I am sitting here writing this,
with two Linnets singing away in a cage behind me and have decided to tell
you their life history. Part of the reason they are here is stupidity and
part is circumstance. It is mainly the stupidity that this page is about.
These two linnets started a very uneventful life. Their parents built their nest in a lovely thick safe hedge in a garden where they laid their eggs. The young, five in all hatched out and for the first two weeks or so, grew rapidly and started to feather. Then it happened! Loud noises, their nest began to tremble, and the next thing they were spinning through the air and hitting the ground with a crash. If this was not bad enough something big and hairy jumped on top of them and three brothers and sisters disappeared down its red lane. Well that's what it must have seemed like from the linnet's viewpoint.
From the human point of view, it was a man looking out on his garden deciding that the hedge needed to be cut. He was quite fond of nature and enjoyed the birds living in his garden, feeding them in winter so that they would stay around. The hedge took priority and wildlife left his mind. He was cutting the hedge when the nest fell out and his dog jumped in before he could do anything and killed three of the young. The other two were brought to me and I hand reared them. Unfortunately the lady we pass small birds on to when they are ready for release was in America and by the time she returned the birds were too institutionalised and would probably not have survived in the wild.
Let's change the circumstances. Say if the young had been slightly older they would have scurried out of the nest with the disturbance and probably have been eaten by predators (wild or domestic) and all the man cutting the hedge would have found was an old nest. If they were younger even if they had been rescued they would have stood very little chance of survival (rearing young chicks is difficult and even with experience needs a lot of patience and luck). A third possibility is that he cut close to the nest but did not find it, then the parents would have deserted and the chicks starved.

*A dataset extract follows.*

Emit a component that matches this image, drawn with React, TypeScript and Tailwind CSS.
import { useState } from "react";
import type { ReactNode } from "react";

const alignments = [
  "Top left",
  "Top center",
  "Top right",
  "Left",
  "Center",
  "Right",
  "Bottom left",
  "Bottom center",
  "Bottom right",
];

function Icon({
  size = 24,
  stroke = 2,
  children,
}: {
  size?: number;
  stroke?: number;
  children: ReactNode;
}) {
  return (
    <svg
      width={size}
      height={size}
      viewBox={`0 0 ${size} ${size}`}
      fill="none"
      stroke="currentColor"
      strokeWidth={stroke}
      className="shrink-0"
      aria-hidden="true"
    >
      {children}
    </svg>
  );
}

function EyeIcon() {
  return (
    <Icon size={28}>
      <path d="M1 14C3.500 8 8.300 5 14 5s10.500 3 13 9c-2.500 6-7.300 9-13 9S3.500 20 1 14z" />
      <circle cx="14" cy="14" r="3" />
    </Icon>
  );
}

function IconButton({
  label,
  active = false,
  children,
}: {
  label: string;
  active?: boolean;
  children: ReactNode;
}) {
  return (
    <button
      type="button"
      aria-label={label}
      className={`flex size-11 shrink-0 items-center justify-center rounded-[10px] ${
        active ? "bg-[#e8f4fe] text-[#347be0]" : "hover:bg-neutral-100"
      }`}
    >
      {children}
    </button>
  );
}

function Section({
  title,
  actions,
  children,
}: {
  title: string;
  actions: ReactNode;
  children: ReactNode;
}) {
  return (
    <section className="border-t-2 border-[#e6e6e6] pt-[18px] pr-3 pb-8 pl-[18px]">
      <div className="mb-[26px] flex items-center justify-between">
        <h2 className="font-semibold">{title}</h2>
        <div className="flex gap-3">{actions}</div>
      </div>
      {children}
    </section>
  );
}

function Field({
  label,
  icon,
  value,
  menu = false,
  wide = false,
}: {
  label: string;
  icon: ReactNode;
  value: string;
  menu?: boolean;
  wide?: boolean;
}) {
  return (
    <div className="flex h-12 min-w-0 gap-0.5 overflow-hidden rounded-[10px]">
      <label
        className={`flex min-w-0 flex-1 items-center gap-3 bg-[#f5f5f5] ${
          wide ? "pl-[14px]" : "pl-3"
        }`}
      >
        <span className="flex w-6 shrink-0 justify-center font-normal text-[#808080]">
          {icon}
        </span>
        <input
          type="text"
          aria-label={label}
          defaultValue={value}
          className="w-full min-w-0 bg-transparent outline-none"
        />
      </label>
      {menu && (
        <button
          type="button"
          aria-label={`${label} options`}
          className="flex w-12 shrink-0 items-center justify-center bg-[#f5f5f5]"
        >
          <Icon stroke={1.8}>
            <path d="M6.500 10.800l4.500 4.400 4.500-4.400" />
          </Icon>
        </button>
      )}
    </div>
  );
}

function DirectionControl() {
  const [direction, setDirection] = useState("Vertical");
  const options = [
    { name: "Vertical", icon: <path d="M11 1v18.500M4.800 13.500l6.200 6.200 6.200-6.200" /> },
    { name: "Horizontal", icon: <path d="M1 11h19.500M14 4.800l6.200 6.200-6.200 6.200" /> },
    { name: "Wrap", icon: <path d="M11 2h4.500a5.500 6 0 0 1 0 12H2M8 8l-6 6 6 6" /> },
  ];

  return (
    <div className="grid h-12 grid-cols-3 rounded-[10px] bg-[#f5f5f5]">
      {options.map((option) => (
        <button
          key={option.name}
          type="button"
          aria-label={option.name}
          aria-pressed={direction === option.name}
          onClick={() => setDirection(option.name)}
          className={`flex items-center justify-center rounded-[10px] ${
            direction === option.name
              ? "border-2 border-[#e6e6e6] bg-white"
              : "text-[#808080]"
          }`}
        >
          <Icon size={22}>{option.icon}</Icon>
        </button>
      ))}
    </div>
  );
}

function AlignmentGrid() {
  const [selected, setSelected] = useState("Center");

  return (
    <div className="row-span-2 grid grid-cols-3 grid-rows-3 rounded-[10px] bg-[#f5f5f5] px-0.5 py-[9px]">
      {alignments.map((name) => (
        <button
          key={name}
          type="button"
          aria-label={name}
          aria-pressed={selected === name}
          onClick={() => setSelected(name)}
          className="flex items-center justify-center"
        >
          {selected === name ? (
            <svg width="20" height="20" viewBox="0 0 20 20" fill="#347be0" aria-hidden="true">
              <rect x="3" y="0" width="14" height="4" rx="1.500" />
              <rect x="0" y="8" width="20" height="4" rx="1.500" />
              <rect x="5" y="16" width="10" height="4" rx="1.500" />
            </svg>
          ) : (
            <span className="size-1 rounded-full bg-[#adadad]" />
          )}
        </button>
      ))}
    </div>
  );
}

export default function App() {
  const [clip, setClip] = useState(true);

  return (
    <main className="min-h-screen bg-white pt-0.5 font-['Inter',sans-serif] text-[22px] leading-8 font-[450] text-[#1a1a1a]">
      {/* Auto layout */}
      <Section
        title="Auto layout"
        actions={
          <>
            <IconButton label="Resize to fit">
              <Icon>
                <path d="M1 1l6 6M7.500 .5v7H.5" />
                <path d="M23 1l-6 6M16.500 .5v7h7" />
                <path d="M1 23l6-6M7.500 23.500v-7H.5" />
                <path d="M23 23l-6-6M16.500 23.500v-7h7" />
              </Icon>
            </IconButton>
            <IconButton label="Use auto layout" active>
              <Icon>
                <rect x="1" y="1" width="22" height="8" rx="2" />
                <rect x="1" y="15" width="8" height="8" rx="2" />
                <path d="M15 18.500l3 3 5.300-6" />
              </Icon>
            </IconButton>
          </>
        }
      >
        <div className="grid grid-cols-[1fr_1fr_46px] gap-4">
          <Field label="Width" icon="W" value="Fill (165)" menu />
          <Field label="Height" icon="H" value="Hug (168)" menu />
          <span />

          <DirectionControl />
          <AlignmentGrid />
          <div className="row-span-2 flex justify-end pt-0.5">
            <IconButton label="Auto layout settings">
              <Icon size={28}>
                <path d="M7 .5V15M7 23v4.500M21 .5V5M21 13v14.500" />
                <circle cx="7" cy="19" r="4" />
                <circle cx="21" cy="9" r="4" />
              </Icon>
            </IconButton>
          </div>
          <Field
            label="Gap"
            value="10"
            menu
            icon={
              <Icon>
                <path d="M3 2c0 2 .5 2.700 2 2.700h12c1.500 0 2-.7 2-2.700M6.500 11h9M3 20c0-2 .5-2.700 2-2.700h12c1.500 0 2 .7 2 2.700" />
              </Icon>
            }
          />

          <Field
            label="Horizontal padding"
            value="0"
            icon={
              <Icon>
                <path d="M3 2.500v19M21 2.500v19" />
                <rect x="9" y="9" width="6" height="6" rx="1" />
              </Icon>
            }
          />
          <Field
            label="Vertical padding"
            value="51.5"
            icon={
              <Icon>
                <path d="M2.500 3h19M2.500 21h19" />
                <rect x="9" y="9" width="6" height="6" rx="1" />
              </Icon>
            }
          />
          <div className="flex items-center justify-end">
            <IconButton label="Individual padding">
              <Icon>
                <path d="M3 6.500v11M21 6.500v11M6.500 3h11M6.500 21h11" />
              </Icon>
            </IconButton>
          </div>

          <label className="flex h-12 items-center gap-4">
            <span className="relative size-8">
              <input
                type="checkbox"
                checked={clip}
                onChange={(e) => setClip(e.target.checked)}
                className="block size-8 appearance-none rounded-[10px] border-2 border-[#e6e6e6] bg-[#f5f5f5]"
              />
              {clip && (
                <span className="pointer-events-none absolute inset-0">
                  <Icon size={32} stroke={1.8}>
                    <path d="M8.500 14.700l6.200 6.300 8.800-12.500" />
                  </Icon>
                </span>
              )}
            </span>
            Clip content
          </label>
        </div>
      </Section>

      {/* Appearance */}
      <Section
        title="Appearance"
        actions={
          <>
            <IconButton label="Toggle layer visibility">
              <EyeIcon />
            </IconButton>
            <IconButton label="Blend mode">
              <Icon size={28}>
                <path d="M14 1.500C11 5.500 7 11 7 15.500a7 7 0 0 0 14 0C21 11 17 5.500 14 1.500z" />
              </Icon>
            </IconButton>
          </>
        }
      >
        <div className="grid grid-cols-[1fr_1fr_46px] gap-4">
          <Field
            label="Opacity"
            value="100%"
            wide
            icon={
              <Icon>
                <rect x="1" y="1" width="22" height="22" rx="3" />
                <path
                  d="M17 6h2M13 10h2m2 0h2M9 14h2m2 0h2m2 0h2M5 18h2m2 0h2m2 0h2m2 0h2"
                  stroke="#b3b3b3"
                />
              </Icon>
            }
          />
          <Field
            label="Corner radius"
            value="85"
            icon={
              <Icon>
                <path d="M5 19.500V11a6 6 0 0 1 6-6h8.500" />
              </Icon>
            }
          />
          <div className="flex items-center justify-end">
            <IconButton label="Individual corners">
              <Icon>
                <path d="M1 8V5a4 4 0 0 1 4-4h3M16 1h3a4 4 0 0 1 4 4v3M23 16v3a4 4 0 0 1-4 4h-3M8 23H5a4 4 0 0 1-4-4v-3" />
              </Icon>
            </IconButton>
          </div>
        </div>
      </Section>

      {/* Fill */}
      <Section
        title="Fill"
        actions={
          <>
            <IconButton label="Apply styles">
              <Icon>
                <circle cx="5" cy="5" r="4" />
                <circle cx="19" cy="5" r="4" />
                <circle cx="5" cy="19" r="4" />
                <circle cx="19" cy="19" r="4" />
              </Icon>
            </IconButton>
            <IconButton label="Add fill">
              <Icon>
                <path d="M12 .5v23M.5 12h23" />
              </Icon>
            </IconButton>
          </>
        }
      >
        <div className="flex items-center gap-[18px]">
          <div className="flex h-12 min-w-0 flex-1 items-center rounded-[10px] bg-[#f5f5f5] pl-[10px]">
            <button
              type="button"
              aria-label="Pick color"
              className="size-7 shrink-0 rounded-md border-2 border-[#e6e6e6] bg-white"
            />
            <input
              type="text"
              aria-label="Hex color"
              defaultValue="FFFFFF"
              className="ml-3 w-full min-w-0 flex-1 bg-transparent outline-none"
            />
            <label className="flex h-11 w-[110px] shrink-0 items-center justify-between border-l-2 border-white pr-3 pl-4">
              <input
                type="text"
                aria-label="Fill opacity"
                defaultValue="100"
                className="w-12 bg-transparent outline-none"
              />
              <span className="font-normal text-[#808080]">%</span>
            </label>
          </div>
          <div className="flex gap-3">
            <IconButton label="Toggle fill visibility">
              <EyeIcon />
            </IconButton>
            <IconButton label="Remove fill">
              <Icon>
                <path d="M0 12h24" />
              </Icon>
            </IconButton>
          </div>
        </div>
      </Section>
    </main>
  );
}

Don't cut hedges or disturb possible nesting sites during the breeding season or for a couple of weeks each side of it. The season changes for a species as it moves north or south throughout its range and in a mild Autumn some species may even fit in an extra clutch,extending the breeding season even further. Possibly the best time from nature's point of view to cut hedges is from late February to early March leaving them sheltered throughout the Winter and not disturbing them through to the late spring, Summer and Autumn. If your hedges are slow growing perhaps cutting half every second year or cutting them in rotation over a number of years is even better.